A large part of the underground floors of the building was used to host the National Museum of Contemporary Art, Athens (EMST), between September 2008 and May 2015. The venue still hosts important events and cultural exhibitions in Athens.

Since 2013 the Athens Conservatoire entered a new chapter with a series of renovations and the hosting of important cultural events. In 2016, a particular space, located in the first basement area of the building, was fully refurbished and used for the first time since construction, thanks to a generous donation from NEON Organisation, a cultural non-profit institution founded by the art collector and businessman Dimitris Daskalopoulos. The space, since named Polihoros Ω2, is completely transformed into an exhibition space which also contains a small theatre stage and regularly hosts various cultural and artistic events.

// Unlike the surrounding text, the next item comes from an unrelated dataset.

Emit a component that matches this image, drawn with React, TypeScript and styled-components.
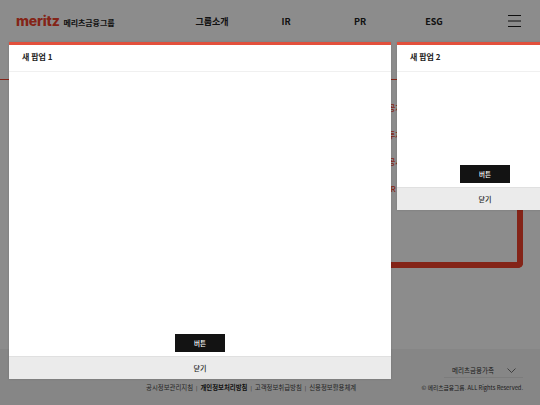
import React from "react";
import styled, { createGlobalStyle } from "styled-components";

const FONT = `"Noto Sans CJK KR", "Noto Sans", sans-serif`;

const GlobalStyle = createGlobalStyle`
  html, body {
    margin: 0;
    padding: 0;
    background: #fff;
    font-family: ${FONT};
  }
`;

const NAV_ITEMS = ["그룹소개", "IR", "PR", "ESG"];
const SIDE_LABELS = ["공지", "투자", "공시", "IR"];
const FOOTER_LINKS = [
  { label: "공시정보관리지침" },
  { label: "개인정보처리방침", strong: true },
  { label: "고객정보취급방침" },
  { label: "신용정보활용체계" },
];

const Popup = ({
  title,
  left,
  width,
  height,
}: {
  title: string;
  left: number;
  width: number;
  height: number;
}) => (
  <PopupBox $left={left} $width={width} $height={height}>
    <PopupTitle>{title}</PopupTitle>
    <PopupBody>
      <ActionButton>버튼</ActionButton>
    </PopupBody>
    <CloseBar>닫기</CloseBar>
  </PopupBox>
);

const App = () => (
  <Page>
    <GlobalStyle />
    <Header>
      <Brand>
        <LogoMark>meritz</LogoMark>
        <LogoText>메리츠금융그룹</LogoText>
      </Brand>
      <Nav>
        {NAV_ITEMS.map((item) => (
          <NavItem key={item}>{item}</NavItem>
        ))}
      </Nav>
      <Burger aria-label="menu">
        <svg width="13" height="12" viewBox="0 0 13 12" fill="none">
          <path d="M0 .5h13M0 6h13M0 11.5h13" stroke="#1c1c1c" strokeWidth="1" />
        </svg>
      </Burger>
    </Header>
    <Main>
      <ThinRule />
      <Labels>
        {SIDE_LABELS.map((label) => (
          <SideLabel key={label}>{label}</SideLabel>
        ))}
      </Labels>
      <Route />
    </Main>
    <Footer>
      <FamilyRow>
        <FamilySelect>
          <span>메리츠금융가족</span>
          <svg width="9" height="5" viewBox="0 0 9 5" fill="none">
            <path d="M.5.5l4 4 4-4" stroke="#3c3c3c" strokeWidth=".7" />
          </svg>
        </FamilySelect>
      </FamilyRow>
      <BottomRow>
        <Links>
          {FOOTER_LINKS.map((link, index) => (
            <React.Fragment key={link.label}>
              {index > 0 && <LinkDivider>|</LinkDivider>}
              <FooterLink $strong={link.strong}>{link.label}</FooterLink>
            </React.Fragment>
          ))}
        </Links>
        <Copyright>© 메리츠금융그룹. ALL Rights Reserved.</Copyright>
      </BottomRow>
    </Footer>
    <Dim />
    <Popup title="새 팝업 1" left={9} width={382} height={337} />
    <Popup title="새 팝업 2" left={397} width={176} height={168} />
  </Page>
);

export default App;

const Page = styled.div`
  position: relative;
  display: flex;
  flex-direction: column;
  width: 540px;
  height: 405px;
  overflow: hidden;
  background: #fff;
`;

const Header = styled.header`
  display: flex;
  align-items: center;
  flex: none;
  height: 42px;
  padding: 0 19px 0 16px;
`;

const Brand = styled.div`
  display: flex;
  align-items: center;
  gap: 4px;
  width: 159px;
  flex: none;
`;

const LogoMark = styled.span`
  font-family: "Inter", sans-serif;
  font-size: 14px;
  font-weight: 800;
  line-height: 1;
  letter-spacing: -0.2px;
  color: #f0432c;
`;

const LogoText = styled.span`
  margin-top: 2px;
  font-size: 8px;
  font-weight: 700;
  letter-spacing: -0.1px;
  color: #222;
`;

const Nav = styled.nav`
  display: flex;
  flex: 1;
`;

const NavItem = styled.a`
  width: 74px;
  text-align: center;
  font-size: 9px;
  font-weight: 700;
  color: #222;
`;

const Burger = styled.div`
  display: flex;
  flex: none;
  height: 12px;
`;

const Main = styled.main`
  position: relative;
  flex: 1;
`;

const ThinRule = styled.div`
  height: 1px;
  margin-top: 37px;
  background: #f0432c;
`;

const Labels = styled.div`
  display: flex;
  flex-direction: column;
  gap: 16px;
  margin: 22px 0 0 388px;
`;

const SideLabel = styled.span`
  font-size: 8px;
  font-weight: 500;
  line-height: 11px;
  color: #f0432c;
`;

const Route = styled.div`
  position: absolute;
  top: 120px;
  left: 300px;
  width: 223px;
  height: 106px;
  box-sizing: border-box;
  border-right: 6px solid #f0432c;
  border-bottom: 6px solid #f0432c;
  border-bottom-right-radius: 5px;
`;

const Footer = styled.footer`
  flex: none;
  box-sizing: border-box;
  height: 56px;
  padding: 10px 17px 0 0;
  background: #f4f4f4;
`;

const FamilyRow = styled.div`
  display: flex;
  justify-content: flex-end;
`;

const FamilySelect = styled.div`
  display: flex;
  align-items: center;
  justify-content: space-between;
  box-sizing: border-box;
  width: 79px;
  height: 19px;
  padding: 4px 7px 0 8px;
  border-bottom: 1px solid #e2e2e2;
  font-size: 6.5px;
  color: #333;
`;

const BottomRow = styled.div`
  display: flex;
  align-items: center;
  justify-content: space-between;
  margin-top: 5px;
  padding-left: 146px;
`;

const Links = styled.div`
  display: flex;
  align-items: center;
  gap: 3px;
`;

const FooterLink = styled.a<{ $strong?: boolean }>`
  font-size: 6.4px;
  font-weight: ${({ $strong }) => ($strong ? 700 : 400)};
  color: ${({ $strong }) => ($strong ? "#222" : "#444")};
`;

const LinkDivider = styled.span`
  font-size: 5px;
  color: #444;
`;

const Copyright = styled.span`
  font-size: 5.75px;
  color: #333;
`;

const Dim = styled.div`
  position: absolute;
  inset: 0;
  background: rgba(0, 0, 0, 0.45);
`;

const PopupBox = styled.section<{ $left: number; $width: number; $height: number }>`
  position: absolute;
  top: 42px;
  left: ${({ $left }) => $left}px;
  display: flex;
  flex-direction: column;
  box-sizing: border-box;
  width: ${({ $width }) => $width}px;
  height: ${({ $height }) => $height}px;
  border-top: 3px solid #e2503c;
  background: #fff;
  box-shadow: 0 0 2px rgba(0, 0, 0, 0.15);
`;

const PopupTitle = styled.h2`
  flex: none;
  box-sizing: border-box;
  height: 27px;
  margin: 0;
  padding: 0 13px;
  border-bottom: 1px solid #f0f0f0;
  font-size: 8px;
  font-weight: 700;
  line-height: 24px;
  color: #222;
`;

const PopupBody = styled.div`
  display: flex;
  flex: 1;
  align-items: flex-end;
  justify-content: center;
  padding-bottom: 4px;
`;

const ActionButton = styled.button`
  width: 50px;
  height: 18px;
  padding: 0;
  border: none;
  background: #131313;
  font-family: ${FONT};
  font-size: 6.5px;
  font-weight: 500;
  color: #fff;
`;

const CloseBar = styled.div`
  flex: none;
  box-sizing: border-box;
  height: 23px;
  border-top: 1px solid #e0e0e0;
  background: #ebebeb;
  text-align: center;
  font-size: 7px;
  font-weight: 500;
  line-height: 22px;
  color: #222;
`;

Between 8 April and 16 July 2017, the Athens Conservatoire was one of the four main partner venues of the documenta 14 international art exhibition which was, for the first time in its history, hosted in Athens along with its main and original location in Kassel, Germany. For the needs of the exhibition, most open public spaces inside and outside the building were dedicated to the artistic events, needs and exhibits of documenta 14. One of the spaces used for this exhibition is the Amphitheatre, situated underground, which is architecturally inspired by the ancient theatres of Greece. The space hosted a sound installation art project by the Nigerian artist Emeka Ogboh named The Way Earthly Things Are Going and was one of the rare occasions where the space has been open to the public.

In December 2017 the Aris Garoufalis Concert Hall, situated on the upper level of the building, was also completely renovated, architecturally and acoustically, thanks to a donation by the Friends of Aliki Vatikioti for Music and the Arts Foundation. The concert hall now regularly hosts concerts, music competitions, music exams, rehearsals and other cultural events.

Since 2020 a much wider in scope publicly funded construction project for the “Renovation and Modernization of the Building Infrastructure of Athens Conservatoire” is well under way and construction is expected to be completed around springtime 2022.

In its final form, important new facilities will be added to the current building infrastructure, such as an underground Amphitheatre with a 600-seating capacity, a multi-purpose experimental black-box stage of a 200-seating capacity, spaces for conferences, exhibitions and other events, studio suites for sound technology, as well as a public café-restaurant.